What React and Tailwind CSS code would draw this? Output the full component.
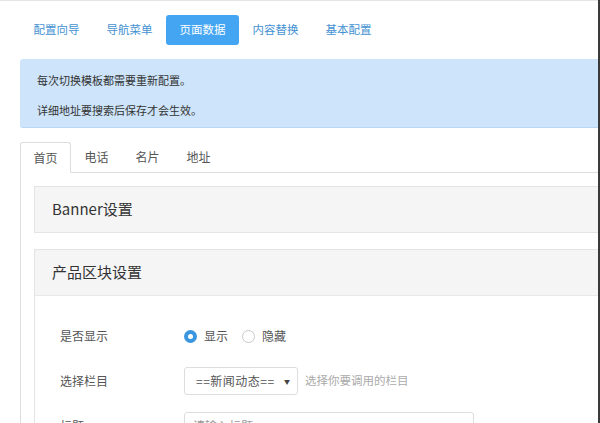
import React from 'react';

const navItems = ['配置向导', '导航菜单', '页面数据', '内容替换', '基本配置'];
const tabs = ['首页', '电话', '名片', '地址'];

const Radio = ({ checked, label }) => (
  <label className="flex items-center gap-[7px] mr-[14px]">
    {checked ? (
      <span className="w-[13px] h-[13px] rounded-full bg-[#3b96e0] flex items-center justify-center">
        <span className="w-[5px] h-[5px] rounded-full bg-white"></span>
      </span>
    ) : (
      <span className="w-[13px] h-[13px] rounded-full border border-[#c9c9c9] bg-white"></span>
    )}
    <span className="text-[12px] text-[#555]">{label}</span>
  </label>
);

const FormRow = ({ label, children }) => (
  <div className="flex items-center h-[28px] mb-[17px]">
    <div className="w-[124px] shrink-0 text-[12px] text-[#555]">{label}</div>
    <div className="flex items-center">{children}</div>
  </div>
);

const App = () => {
  return (
    <div className="w-[600px] h-[423px] overflow-hidden bg-white flex font-['Noto_Sans_CJK_SC','Noto_Sans',sans-serif]">
      <div className="flex-1 min-w-0 border-t border-[#e6e6e6] pl-[20px]">
        {/* top nav */}
        <nav className="flex pt-[14px]">
          {navItems.map((item) => (
            <div
              key={item}
              className={`h-[30px] px-[13.5px] flex items-center text-[11.5px] rounded-[3px] ${
                item === '页面数据' ? 'bg-[#44a6f2] text-white' : 'text-[#4592d2]'
              }`}
            >
              {item}
            </div>
          ))}
        </nav>

        {/* notice */}
        <div className="mt-[14px] bg-[#cde4fa] border-b border-[#b9d6f2] rounded-l-[3px] pl-[17px] pt-[13px] pb-[9px] text-[11px] leading-[16px] text-[#333]">
          <p>每次切换模板都需要重新配置。</p>
          <p className="mt-[14px]">详细地址要搜索后保存才会生效。</p>
        </div>

        {/* tabs */}
        <div className="mt-[14px] flex items-end border-b border-[#dddddd]">
          {tabs.map((tab, idx) => (
            <div
              key={tab}
              className={
                idx === 0
                  ? 'h-[31px] -mb-px w-[51px] flex items-center justify-center text-[12px] text-[#555] bg-white border border-[#dddddd] border-b-transparent rounded-t-[3px]'
                  : 'h-[30px] w-[51px] flex items-center justify-center text-[12px] text-[#555]'
              }
            >
              {tab}
            </div>
          ))}
        </div>

        {/* tab content */}
        <div className="border-l border-[#dddddd] pl-[13px] pt-[13px] h-[260px]">
          <div className="h-[47px] border border-r-0 border-[#e4e4e4] bg-[#f5f5f6] flex items-center pl-[17px] text-[15px] text-[#333]">
            Banner设置
          </div>

          <div className="mt-[16px] border-l border-t border-[#e4e4e4] h-[200px]">
            <div className="h-[46px] bg-[#f5f5f6] border-b border-[#e8e8e8] flex items-center pl-[17px] text-[15px] text-[#333]">
              产品区块设置
            </div>
            <div className="pl-[25px] pt-[26px]">
              <FormRow label="是否显示">
                <Radio checked label="显示" />
                <Radio label="隐藏" />
              </FormRow>
              <FormRow label="选择栏目">
                <div className="w-[114px] h-[28px] border border-[#dddddd] rounded-[3px] flex items-center justify-between pl-[11px] pr-[7px] text-[12px] text-[#555]">
                  <span className="tracking-[0.5px]">==新闻动态==</span>
                  <span className="text-[6px] text-[#444]">▼</span>
                </div>
                <span className="ml-[7px] text-[11.5px] text-[#aaa]">选择你要调用的栏目</span>
              </FormRow>
              <FormRow label="标题">
                <div className="w-[290px] h-[28px] border border-[#dddddd] rounded-[3px] flex items-center pl-[8px] text-[12px] text-[#999]">
                  请输入标题
                </div>
              </FormRow>
            </div>
          </div>
        </div>
      </div>
      <div className="w-[2px] shrink-0 bg-[#3a3a3a]"></div>
    </div>
  );
};

export default App;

---+---

Up to and including the line with "const tabs = ['首页', '电话', '名片', '地址'];", copy the data above from its first line. Skip pictures.

What React and Tailwind CSS code would draw this? Output the full component.
import React from 'react';

const navItems = ['配置向导', '导航菜单', '页面数据', '内容替换', '基本配置'];
const tabs = ['首页', '电话', '名片', '地址'];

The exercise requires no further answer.